## DATA SECTION:
------------------------------------
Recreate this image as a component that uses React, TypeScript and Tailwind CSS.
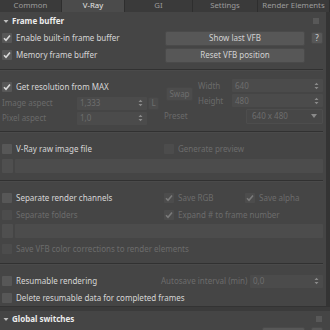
import React from "react";

const tabs = [
  { label: "Common", w: "w-[62px]" },
  { label: "V-Ray", w: "w-[63px]", active: true },
  { label: "GI", w: "w-[68px]" },
  { label: "Settings", w: "w-[65px]" },
  { label: "Render Elements", w: "flex-1" },
];

const Check = ({ checked, disabled }: { checked?: boolean; disabled?: boolean }) => (
  <span
    className={`flex h-[10px] w-[10px] shrink-0 items-center justify-center rounded-[1px] ${
      disabled ? "bg-[#4c4c4c]" : "bg-[#575757]"
    }`}
  >
    {checked && (
      <svg width="8" height="8" viewBox="0 0 8 8">
        <path
          d="M1 4.2 L3 6.3 L7 1.5"
          fill="none"
          stroke={disabled ? "#7a7a7a" : "#dadada"}
          strokeWidth="1.6"
        />
      </svg>
    )}
  </span>
);

const CheckRow = ({
  label,
  checked,
  disabled,
  className = "",
}: {
  label: string;
  checked?: boolean;
  disabled?: boolean;
  className?: string;
}) => (
  <div className={`flex items-center gap-[4px] whitespace-nowrap ${className}`}>
    <Check checked={checked} disabled={disabled} />
    <span className={disabled ? "text-[#6c6c6c]" : "text-[#d6d6d6]"}>{label}</span>
  </div>
);

const Arrows = () => (
  <svg width="5" height="8" viewBox="0 0 5 8" className="shrink-0">
    <path d="M0.5 3 L2.5 0.8 L4.5 3 Z M0.5 5 L2.5 7.2 L4.5 5 Z" fill="#8a8a8a" />
  </svg>
);

const Spinner = ({ value, className = "" }: { value: string; className?: string }) => (
  <div
    className={`flex h-[13px] items-center justify-between rounded-[1px] bg-[#4b4b4b] pl-[3px] pr-[4px] text-[#6e6e6e] ${className}`}
  >
    <span>{value}</span>
    <Arrows />
  </div>
);

const Button = ({
  label,
  className = "",
  disabled,
}: {
  label: string;
  className?: string;
  disabled?: boolean;
}) => (
  <div
    className={`flex items-center justify-center rounded-[2px] border ${
      disabled
        ? "border-[#474747] bg-[#4c4c4c] text-[#6e6e6e]"
        : "border-[#4a4a4a] bg-[#575757] text-[#d2d2d2]"
    } ${className}`}
  >
    {label}
  </div>
);

const Separator = ({ className = "" }: { className?: string }) => (
  <div className={`h-[2px] border-t border-[#313131] border-b border-b-[#4a4a4a] ${className}`} />
);

const FileRow = ({ className = "" }: { className?: string }) => (
  <div className={`flex h-[14px] items-stretch gap-[2px] pl-[2px] ${className}`}>
    <div className="w-[11px] rounded-[1px] bg-[#4f4f4f]" />
    <div className="flex-1 rounded-[1px] bg-[#4c4c4c]" />
  </div>
);

const Header = ({ label, className = "" }: { label: string; className?: string }) => (
  <div className={`flex items-center pl-[3px] pr-[4px] ${className}`}>
    <svg width="6" height="5" viewBox="0 0 6 5" className="mr-[3px]">
      <path d="M0.5 1 L5.5 1 L3 4 Z" fill="#bdbdbd" />
    </svg>
    <span className="text-[8px] font-bold text-[#ececec]">{label}</span>
    <span className="ml-auto h-[6px] w-[6px] bg-[#585858]" />
  </div>
);

export default function App() {
  return (
    <div className="flex h-[330px] w-[330px] flex-col overflow-hidden bg-[#454545] font-['Noto_Sans',sans-serif] text-[8px] leading-none">
      {/* tabs */}
      <div className="flex h-[12px] shrink-0 bg-[#3a3a3a]">
        {tabs.map((t) => (
          <div
            key={t.label}
            className={`${t.w} flex items-center justify-center overflow-hidden whitespace-nowrap border-r border-[#2e2e2e] ${
              t.active ? "bg-[#4b4b4b] text-[#e4e4e4]" : "text-[#9c9c9c]"
            }`}
          >
            <span className="-mt-[1px] text-[7.8px]">{t.label}</span>
          </div>
        ))}
      </div>

      <div className="flex flex-1">
        <div className="flex flex-1 flex-col pr-[3px]">
          <Header label="Frame buffer" className="h-[18px]" />

          <div className="flex h-[16px] items-center">
            <CheckRow label="Enable built-in frame buffer" checked className="w-[165px] pl-[2px]" />
            <Button label="Show last VFB" className="h-[15px] w-[140px]" />
            <Button label="?" className="ml-[6px] h-[12px] w-[12px]" />
          </div>
          <div className="mt-[1px] flex h-[16px] items-center">
            <CheckRow label="Memory frame buffer" checked className="w-[165px] pl-[2px]" />
            <Button label="Reset VFB position" className="h-[15px] w-[140px]" />
          </div>

          <Separator className="mt-[6px]" />

          {/* resolution */}
          <div className="mt-[8px] flex">
            <div className="flex w-[164px] flex-col">
              <div className="flex h-[16px] items-center">
                <CheckRow label="Get resolution from MAX" checked className="pl-[2px]" />
              </div>
              <div className="flex h-[16px] items-center">
                <span className="w-[77px] pl-[2px] text-[#6a6a6a]">Image aspect</span>
                <Spinner value="1,333" className="w-[70px]" />
                <Button label="L" disabled className="ml-[1px] h-[13px] w-[11px]" />
              </div>
              <div className="flex h-[14px] items-center">
                <span className="w-[77px] pl-[2px] text-[#6a6a6a]">Pixel aspect</span>
                <Spinner value="1,0" className="w-[70px]" />
              </div>
            </div>
            <div className="flex flex-1 flex-col">
              <div className="flex h-[29px]">
                <div className="flex items-center">
                  <Button label="Swap" disabled className="ml-[2px] h-[14px] w-[27px]" />
                </div>
                <div className="ml-[5px] flex flex-1 flex-col gap-[2px]">
                  <div className="flex h-[13px] items-center">
                    <span className="w-[34px] text-[#6a6a6a]">Width</span>
                    <Spinner value="640" className="flex-1" />
                  </div>
                  <div className="flex h-[13px] items-center">
                    <span className="w-[34px] text-[#6a6a6a]">Height</span>
                    <Spinner value="480" className="flex-1" />
                  </div>
                </div>
              </div>
              <div className="flex h-[16px] items-center">
                <span className="w-[82px] text-[#6a6a6a]">Preset</span>
                <div className="flex h-[15px] flex-1 items-center justify-between rounded-[1px] border border-[#4d4d4d] bg-[#474747] pl-[5px] pr-[5px] text-[#6e6e6e]">
                  <span>640 x 480</span>
                  <svg width="6" height="4" viewBox="0 0 6 4">
                    <path d="M0 0 L6 0 L3 4 Z" fill="#8a8a8a" />
                  </svg>
                </div>
              </div>
            </div>
          </div>

          <Separator className="mt-[6px]" />

          {/* raw image */}
          <div className="mt-[8px] flex h-[16px] items-center">
            <CheckRow label="V-Ray raw image file" className="w-[164px] pl-[2px]" />
            <CheckRow label="Generate preview" disabled />
          </div>
          <FileRow className="mt-[2px]" />

          <Separator className="mt-[7px]" />

          {/* render channels */}
          <div className="mt-[8px] flex h-[16px] items-center">
            <CheckRow label="Separate render channels" className="w-[164px] pl-[2px]" />
            <CheckRow label="Save RGB" checked disabled className="w-[81px]" />
            <CheckRow label="Save alpha" checked disabled />
          </div>
          <div className="mt-[1px] flex h-[16px] items-center">
            <CheckRow label="Separate folders" disabled className="w-[164px] pl-[2px]" />
            <CheckRow label="Expand # to frame number" checked disabled />
          </div>
          <FileRow className="mt-[1px]" />
          <div className="mt-[3px] flex h-[16px] items-center">
            <CheckRow label="Save VFB color corrections to render elements" disabled className="pl-[2px]" />
          </div>

          <Separator className="mt-[6px]" />

          {/* resumable */}
          <div className="mt-[8px] flex h-[16px] items-center">
            <CheckRow label="Resumable rendering" className="w-[161px] pl-[2px]" />
            <span className="w-[89px] whitespace-nowrap text-[#6c6c6c]">Autosave interval (min)</span>
            <Spinner value="0,0" className="flex-1" />
          </div>
          <div className="mt-[1px] flex h-[16px] items-center">
            <CheckRow label="Delete resumable data for completed frames" className="pl-[2px]" />
          </div>
        </div>
        <div className="w-[4px] bg-[#343434]" />
      </div>

      {/* rollout gap */}
      <div className="h-[5px] shrink-0 border-t border-[#333333] bg-[#3b3b3b]" />
      <div className="flex shrink-0 flex-col">
        <Header label="Global switches" className="h-[16px] pr-[8px]" />
        <div className="flex h-[4px] gap-[6px] pl-[262px] pr-[7px]">
          <div className="w-[43px] rounded-t-[2px] border border-[#4a4a4a] bg-[#575757]" />
          <div className="w-[12px] rounded-t-[2px] border border-[#4a4a4a] bg-[#575757]" />
        </div>
      </div>
    </div>
  );
}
------------------------------------
## WHAT IS NEEDED:
Omit the pictures, then repeat exactly each line from the beginning of the listing through the line with "import React from".

## EXPECTED ANSWER:
Recreate this image as a component that uses React, TypeScript and Tailwind CSS.
import React from "react";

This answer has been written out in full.